Yeah, but it's cheaper.

The context right now is that OpenAI, with first-mover advantage, cutting-edge-hardware, and tens of billions of dollars of investment, are not getting benchmark performance better than Chinese-developed models that are trained with cut-down nvidia GPUs and a lot less money.

rfoo 498 days ago

But... they are? o3-mini is faster than DeepSeek-R1 and has comparable capability. And while I hate "AGI achieved internally" meme, o3 is significantly better than o1. Though I doubt how long until DeepSeek-R3 happens. They could skip R2 too citing Cloudflare R2 :P

pama 498 days ago

A big part of why R1 is much slowerr than o3-mini is that inference optimization is not yet performed on most solutions for serving R1 models (so R1 is rather comparable to o1 or o1 pro in terms of latency rather than o1-mini or o3-mini). The MoE is already relatively efficient if perfectly load balanced in an inference setting and should have latencies and throughputs that are equal to or faster than equivalent dense models with 37B parameters. In practice due to MLA inference should be much faster yet for long contexts compared to typical dense models. If DeepSeek or someone else tried to distill the model onto another MoE architecture with even less active parameters and properly implement speculative decoding on top, one could gain additional speedups in inference. I imagine we will see these things but it takes a bit of time till they are all public.

rfoo 497 days ago

I know that, I'm in this game. I was comparing API throughput/ttft/ttbt of DeekSeek's own R1 API before it went viral in the West, and o3-mini.

I remain unconvinced that DeepSeek themselves didn't optimize their own V3 inference good enough and left another 2x~3x improvement on the table.

pama 497 days ago

I am sure DeepSeek did optimize the inference cost of R1. They did not yet release an efficient MoE downscaling of it, ie an R1-mini.

rvnx 498 days ago

I think you could reconsider DeepSeek-R1: it's actually really good.

In comparison, o3-mini gets very vague in its reasoning, and gives surprisingly unhelpful answers (getting too short).
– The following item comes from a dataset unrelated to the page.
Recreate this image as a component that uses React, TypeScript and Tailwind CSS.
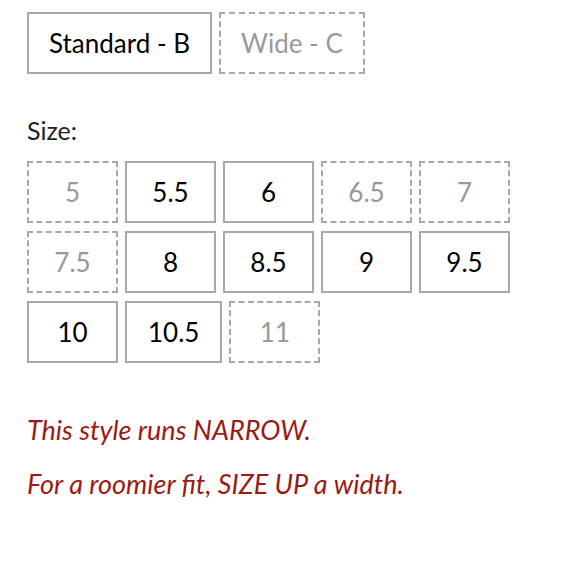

Plus, let's not forget, R1 is available to use and modify under MIT license, which is great.

smallerize 498 days ago

I actually forgot that o3-mini was available now. I was using o1 numbers.

yishanchuan 497 days ago

Sure,but just in mathematical reasoning. If future works contain mathematical logic reasoning, it will perfect.

mattigames 497 days ago

You are missing three point, it's about stating the importance of the preselection, now we know that we may not need huge amounts of data for similar results in other reasoning areas, only highly curated data, yes, sometimes by models themselves but not necessarily.